I live in Portugal, and if I consider VAT+income tax+social security contributions (self employed so I pay both parts or approx. 33% in social security) and ignoring other extra taxes (property, road tax, etc) 62% or so of the money I earn goes to the government (this was for 2014, my accountant did the math). I could probably get this lower with some creative accounting I guess.



> will bring you a tax bill of around 38% (19k) if you consider employee NHS contributions

You're adding on the employer NI contributions there.


Yes. That was the point of the grandfather post. That on top of that you even have employers contributions. If you add all of that you will get a value that often reaches 50-60%. I've given the example of myself, since I'm self-employed I pay everything, my tax rate is around 60%.


Ah, if you can still edit it then you might want to change "employee" to "employer" then.

In which case your effective tax rate is ~35% rather than 38%, 36325 / 55780.

My council tax is under £1200/year (and that's for the house, so we should only count half of that for me and half for my wife) and VAT is 20% on some but not all items. Pension contributions bring the tax rate down too, so it gets a bit hard to compare.


50k a year (above average)

Not just above average, but in the top decile earning more than 90% of the rest of the country.

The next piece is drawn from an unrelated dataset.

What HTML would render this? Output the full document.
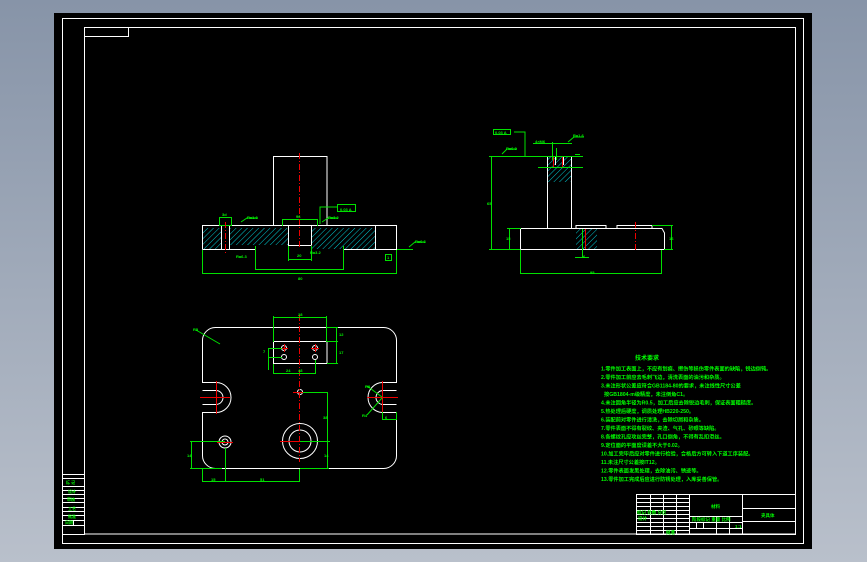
<!DOCTYPE html>
<html><head><meta charset="utf-8"><style>
html,body{margin:0;padding:0;width:867px;height:562px;overflow:hidden;background:linear-gradient(#8794a8,#b9c0cb);}
svg{display:block}
text{font-family:"Liberation Sans","Noto Sans CJK SC",sans-serif;fill:#00ff00;font-weight:bold}
</style></head><body>
<svg width="867" height="562" viewBox="0 0 867 562" xmlns="http://www.w3.org/2000/svg">
<defs>
<pattern id="h" width="4" height="4" patternUnits="userSpaceOnUse" patternTransform="rotate(45)">
<line x1="0" y1="0" x2="0" y2="4" stroke="#00c8d0" stroke-width="1"/>
</pattern>
</defs>
<rect x="54" y="13" width="758" height="536" fill="#000"/>
<g fill="none" stroke="#fff" stroke-width="1">
<rect x="62.5" y="18.5" width="741" height="525"/>
<rect x="84.5" y="27.5" width="711" height="506.5"/>
<rect x="84.5" y="27.5" width="44" height="9"/>
<!-- left strip -->
<rect x="62.5" y="474.5" width="22" height="60"/>
<line x1="62" y1="478.5" x2="84" y2="478.5"/><line x1="62" y1="486.5" x2="84" y2="486.5"/>
<line x1="62" y1="490.5" x2="84" y2="490.5"/><line x1="62" y1="494.5" x2="84" y2="494.5"/>
<line x1="62" y1="498.5" x2="84" y2="498.5"/><line x1="62" y1="502.5" x2="84" y2="502.5"/>
<line x1="62" y1="507.5" x2="84" y2="507.5"/><line x1="62" y1="511.5" x2="84" y2="511.5"/>
<line x1="62" y1="515.5" x2="84" y2="515.5"/><line x1="62" y1="520.5" x2="84" y2="520.5"/>
<line x1="62" y1="525.5" x2="84" y2="525.5"/><line x1="73.5" y1="520" x2="73.5" y2="525"/>
</g>
<g font-size="4">
<text x="66" y="484">标 记</text><text x="68" y="493">设计</text><text x="67" y="501">审核</text><text x="68" y="510">工艺</text><text x="68" y="518">批准</text><text x="65" y="524">日期</text>
</g>

<!-- FRONT VIEW -->
<rect x="202" y="228" width="19" height="21" fill="url(#h)"/>
<rect x="230" y="228" width="58" height="17" fill="url(#h)"/>
<rect x="311" y="228" width="64" height="21" fill="url(#h)"/>
<g fill="none" stroke="#fff" stroke-width="1">
<rect x="273.5" y="156.5" width="53.5" height="69"/>
<polyline points="202.5,249.5 202.5,225.5 396.5,225.5 396.5,249.5 343,249.5"/>
<polyline points="202.5,249.5 255,249.5"/>
<line x1="288.5" y1="226" x2="288.5" y2="245.5"/><line x1="311.5" y1="226" x2="311.5" y2="245.5"/>
<line x1="288" y1="245.5" x2="311" y2="245.5"/>
<line x1="375.5" y1="226" x2="375.5" y2="249.5"/>
<line x1="221.5" y1="226" x2="221.5" y2="249"/><line x1="229.5" y1="226" x2="229.5" y2="249"/>
</g>
<g fill="none" stroke="#00e000" stroke-width="1">
<line x1="202.5" y1="250" x2="202.5" y2="274"/><line x1="396.5" y1="250" x2="396.5" y2="274"/>
<line x1="202" y1="273.5" x2="397" y2="273.5"/>
<line x1="255.5" y1="246" x2="255.5" y2="270"/><line x1="343.5" y1="246" x2="343.5" y2="270"/>
<line x1="255" y1="269.5" x2="344" y2="269.5"/>
<rect x="219.5" y="217.5" width="12" height="8"/>
<line x1="282" y1="219.5" x2="317" y2="219.5"/><line x1="282.5" y1="219" x2="282.5" y2="226"/><line x1="317.5" y1="219" x2="317.5" y2="226"/>
<polyline points="320,224 320,207 337,207"/><rect x="337.5" y="204.5" width="18" height="7"/>
<line x1="288" y1="259.5" x2="311" y2="259.5"/><line x1="288.5" y1="246" x2="288.5" y2="261"/><line x1="311.5" y1="246" x2="311.5" y2="261"/>
<line x1="397" y1="249.5" x2="413" y2="249.5"/><rect x="385.5" y="254.5" width="6" height="6"/>
<polyline points="241,222 247,218 258,218"/><polyline points="322,222 328,218 338,218"/><polyline points="409,247 415,242 425,242"/>
</g>
<line x1="299.5" y1="153" x2="299.5" y2="248" stroke="#e00" stroke-dasharray="6,2,1,2"/>
<line x1="225.5" y1="222" x2="225.5" y2="253" stroke="#e00" stroke-dasharray="6,2,1,2"/>
<g font-size="4">
<text x="222" y="216">3d</text><text x="247" y="219">Ra1.6</text><text x="296" y="218">96</text><text x="340" y="211">0.03 A</text><text x="328" y="219">Ra3.2</text><text x="298" y="280">80</text><text x="297" y="257">20</text><text x="236" y="258">Ra6.3</text><text x="415" y="243">Ra6.3</text><text x="387" y="259">1</text><text x="310" y="254">Ra3.2</text>
</g>

<!-- SIDE VIEW -->
<rect x="547" y="156" width="24" height="26" fill="url(#h)"/>
<rect x="576" y="228" width="21" height="21" fill="url(#h)"/>
<g fill="none" stroke="#fff" stroke-width="1">
<polyline points="547.5,228 547.5,156.5 571.5,156.5 571.5,228"/>
<polyline points="520.5,249.5 520.5,228.5 662,228.5 664.5,233 664.5,249.5 520.5,249.5"/>
<rect x="576" y="225.5" width="30" height="3"/><rect x="617" y="225.5" width="35" height="3"/>
<line x1="555.5" y1="157" x2="555.5" y2="165"/><line x1="563.5" y1="157" x2="563.5" y2="165"/>
</g>
<g fill="none" stroke="#e00"><line x1="553.5" y1="156" x2="553.5" y2="167"/><line x1="562.5" y1="156" x2="562.5" y2="167"/><line x1="585.5" y1="229" x2="585.5" y2="249"/><line x1="635.5" y1="222" x2="635.5" y2="252" stroke-dasharray="6,2,1,2"/></g>
<g fill="none" stroke="#00e000" stroke-width="1">
<line x1="491.5" y1="156" x2="491.5" y2="250"/><line x1="489" y1="156.5" x2="583" y2="156.5"/><line x1="489" y1="249.5" x2="520" y2="249.5"/>
<line x1="509.5" y1="228" x2="509.5" y2="250"/><line x1="507" y1="228.5" x2="521" y2="228.5"/>
<line x1="520.5" y1="250" x2="520.5" y2="274"/><line x1="661.5" y1="250" x2="661.5" y2="274"/><line x1="520" y1="273.5" x2="662" y2="273.5"/>
<line x1="671.5" y1="225" x2="671.5" y2="250"/><line x1="652" y1="225.5" x2="673" y2="225.5"/><line x1="664" y1="249.5" x2="673" y2="249.5"/>
<rect x="493.5" y="129.5" width="17" height="5"/><polyline points="514,132 525,132 525,156"/>
<line x1="533" y1="143.5" x2="572" y2="143.5"/><line x1="552.5" y1="142" x2="552.5" y2="160"/><line x1="556.5" y1="148" x2="556.5" y2="160"/>
<line x1="538" y1="167.5" x2="583" y2="167.5"/><line x1="575" y1="154.5" x2="580" y2="154.5"/>
<line x1="575" y1="257.5" x2="589" y2="257.5"/><line x1="582.5" y1="229" x2="582.5" y2="258"/>
<polyline points="502,154 507,149 517,149"/><polyline points="568,142 574,137 584,137"/>
</g>
<g font-size="4">
<text x="495" y="134">0.03 A</text><text x="506" y="150">Ra6.3</text><text x="535" y="143">4×M6</text><text x="573" y="137">Ra1.6</text><text x="487" y="205">65</text><text x="506" y="240">15</text><text x="669" y="240">16</text><text x="590" y="274">95</text><text x="583" y="258">6</text>
</g>

<!-- TOP VIEW -->
<g fill="none" stroke="#fff" stroke-width="1">
<path d="M216,327.5 H383 A13,13 0 0 1 396.5,341 V382.5 H383 A14.5,14.5 0 0 0 383,412.5 H396.5 V455 A13,13 0 0 1 383,468.5 H216 A13,13 0 0 1 202.5,455 V412.5 H216 A14.5,14.5 0 0 0 216,382.5 H202.5 V341 A13,13 0 0 1 216,327.5 Z"/>
<path d="M202.5,390.5 H216 A7,7 0 0 1 216,404.5 H202.5"/>
<path d="M396.5,390.5 H383 A7,7 0 0 0 383,404.5 H396.5"/>
<rect x="273.5" y="341.5" width="53.5" height="22"/>
<circle cx="284" cy="348" r="2.5"/><circle cx="315" cy="348" r="2.5"/><circle cx="284" cy="357" r="2.5"/><circle cx="315" cy="357" r="2.5"/>
<circle cx="300" cy="392" r="2.5"/>
<circle cx="300" cy="441" r="17.5"/><circle cx="300" cy="441" r="11"/>
<circle cx="225" cy="442" r="6"/><circle cx="225" cy="442" r="3"/>
</g>
<g fill="none" stroke="#e00" stroke-width="1">
<line x1="299.5" y1="315" x2="299.5" y2="462" stroke-dasharray="6,2,1,2"/>
<line x1="200" y1="397.5" x2="230" y2="397.5"/><line x1="216.5" y1="381" x2="216.5" y2="414"/>
<line x1="367" y1="397.5" x2="398" y2="397.5"/><line x1="382.5" y1="381" x2="382.5" y2="414"/>
<line x1="280" y1="348.5" x2="288" y2="348.5"/><line x1="311" y1="348.5" x2="319" y2="348.5"/><line x1="284.5" y1="344" x2="284.5" y2="352"/><line x1="315.5" y1="344" x2="315.5" y2="352"/>
<line x1="293" y1="392.5" x2="307" y2="392.5"/><line x1="280" y1="441.5" x2="320" y2="441.5"/><line x1="217" y1="442.5" x2="233" y2="442.5"/>
</g>
<g fill="none" stroke="#00e000" stroke-width="1">
<line x1="273.5" y1="316" x2="273.5" y2="342"/><line x1="326.5" y1="316" x2="326.5" y2="342"/><line x1="273" y1="317.5" x2="327" y2="317.5"/>
<line x1="327" y1="327.5" x2="338" y2="327.5"/><line x1="327" y1="363.5" x2="338" y2="363.5"/><line x1="336.5" y1="327" x2="336.5" y2="364"/><line x1="327" y1="341.5" x2="338" y2="341.5"/>
<line x1="273.5" y1="364" x2="273.5" y2="374"/><line x1="315.5" y1="360" x2="315.5" y2="374"/><line x1="273" y1="373.5" x2="316" y2="373.5"/>
<line x1="268.5" y1="348" x2="268.5" y2="370"/><line x1="268" y1="348.5" x2="282" y2="348.5"/><line x1="268" y1="357.5" x2="282" y2="357.5"/>
<line x1="303" y1="392.5" x2="328" y2="392.5"/><line x1="327.5" y1="392" x2="327.5" y2="469"/><line x1="300" y1="468.5" x2="329" y2="468.5"/>
<line x1="300" y1="441.5" x2="330" y2="441.5"/>
<line x1="191.5" y1="441" x2="191.5" y2="469"/><line x1="190" y1="441.5" x2="225" y2="441.5"/><line x1="190" y1="468.5" x2="222" y2="468.5"/>
<line x1="202.5" y1="469" x2="202.5" y2="482"/><line x1="299.5" y1="469" x2="299.5" y2="482"/><line x1="202" y1="481.5" x2="300" y2="481.5"/><line x1="225.5" y1="448" x2="225.5" y2="482"/>
<line x1="196" y1="330" x2="220" y2="344"/>
<line x1="367" y1="386" x2="382" y2="397"/><line x1="367" y1="415" x2="382" y2="398"/>
<line x1="382.5" y1="412" x2="382.5" y2="420"/><line x1="396.5" y1="412" x2="396.5" y2="420"/><line x1="382" y1="419.5" x2="397" y2="419.5"/>
</g>
<g font-size="4">
<text x="298" y="316">28</text><text x="339" y="336">12</text><text x="339" y="354">17</text><text x="263" y="353">7</text><text x="286" y="372">24</text><text x="298" y="372">48</text><text x="193" y="331">R5</text><text x="323" y="419">38</text><text x="324" y="457">14</text><text x="187" y="457">14</text><text x="211" y="481">15</text><text x="260" y="481">51</text><text x="365" y="388">R8</text><text x="362" y="417">R4</text><text x="385" y="419">6</text>
</g>

<!-- TECH NOTES -->
<g font-size="5.2">
<text x="635" y="360" font-size="6">技术要求</text>
<text x="601" y="370.5">1.零件加工表面上，不应有划痕、擦伤等损伤零件表面的缺陷，锐边倒钝。</text>
<text x="601" y="379">2.零件加工前应去毛刺飞边，清洗表面的油污和杂质。</text>
<text x="601" y="387.5">3.未注形状公差应符合GB1184-80的要求，未注线性尺寸公差</text>
<text x="604" y="396">按GB1804-m级精度，未注倒角C1。</text>
<text x="601" y="404.5">4.未注圆角半径为R0.5，加工后应去除锐边毛刺，保证表面粗糙度。</text>
<text x="601" y="413">5.热处理后硬度，调质处理HB220-250。</text>
<text x="601" y="421.5">6.装配前对零件进行清洗，去除切屑和杂质。</text>
<text x="601" y="430">7.零件表面不得有裂纹、夹渣、气孔、砂眼等缺陷。</text>
<text x="601" y="438.5">8.各螺纹孔应攻丝完整，孔口倒角，不得有乱扣滑丝。</text>
<text x="601" y="447">9.定位面的平面度误差不大于0.02。</text>
<text x="601" y="455.5">10.加工完毕后应对零件进行检验，合格后方可转入下道工序装配。</text>
<text x="601" y="464">11.未注尺寸公差按IT12。</text>
<text x="601" y="472.5">12.零件表面发黑处理，去除油污、锈迹等。</text>
<text x="601" y="481">13.零件加工完成后应进行防锈处理，入库妥善保管。</text>
</g>

<!-- TITLE BLOCK -->
<g fill="none" stroke="#fff" stroke-width="1">
<rect x="636.5" y="494.5" width="159" height="40"/>
<line x1="689.5" y1="494" x2="689.5" y2="534"/><line x1="742.5" y1="494" x2="742.5" y2="534"/>
<line x1="742" y1="508.5" x2="796" y2="508.5"/><line x1="742" y1="521.5" x2="796" y2="521.5"/>
<line x1="689" y1="516.5" x2="742" y2="516.5"/><line x1="689" y1="522.5" x2="742" y2="522.5"/><line x1="689" y1="528.5" x2="742" y2="528.5"/>
<line x1="716.5" y1="516" x2="716.5" y2="534"/><line x1="729.5" y1="516" x2="729.5" y2="534"/><line x1="696.5" y1="522" x2="696.5" y2="528"/><line x1="703.5" y1="522" x2="703.5" y2="528"/>
<line x1="636" y1="498.5" x2="689" y2="498.5"/><line x1="636" y1="502.5" x2="689" y2="502.5"/><line x1="636" y1="506.5" x2="689" y2="506.5"/>
<line x1="636" y1="510.5" x2="689" y2="510.5"/><line x1="636" y1="514.5" x2="689" y2="514.5"/><line x1="636" y1="518.5" x2="689" y2="518.5"/>
<line x1="636" y1="522.5" x2="689" y2="522.5"/><line x1="636" y1="526.5" x2="689" y2="526.5"/><line x1="636" y1="530.5" x2="689" y2="530.5"/>
<line x1="650.5" y1="494" x2="650.5" y2="534"/><line x1="663.5" y1="494" x2="663.5" y2="534"/><line x1="676.5" y1="494" x2="676.5" y2="534"/>
</g>
<g font-size="4.5">
<text x="711" y="508">材料</text><text x="761" y="517">夹具体</text>
<text x="637" y="514">标记 处数 分区</text><text x="638" y="520">设计</text>
<text x="692" y="521">阶段标记 重量 比例</text><text x="735" y="528">1:1</text><text x="666" y="534">批准</text>
</g>
</svg>
</body></html>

Damn, never thought 50k was that good for UK to be honest. Always thought it was an ok one.

But even using 26.5k (average), we are at close to 30% on taxes on income alone) http://www.listentotaxman.com/26500?


It's not fantastic, it's just that the UK is a very unequal country with an expensive property market. 50k gives a comfortable middle-class lifestyle outside London.

If you weren't paying those taxes, how much would you have to pay simply for equivalent health/education/unemployment insurance/pensions cover?


That's the marginal tax rate. It's not your effective tax rate.


Sorry, can you explain the difference? When I was in the UK that was basically what I paid and never got anything back.


The marginal tax rate at £50k is actually 42%, just looking at income tax (40%) and NI (2% at that point).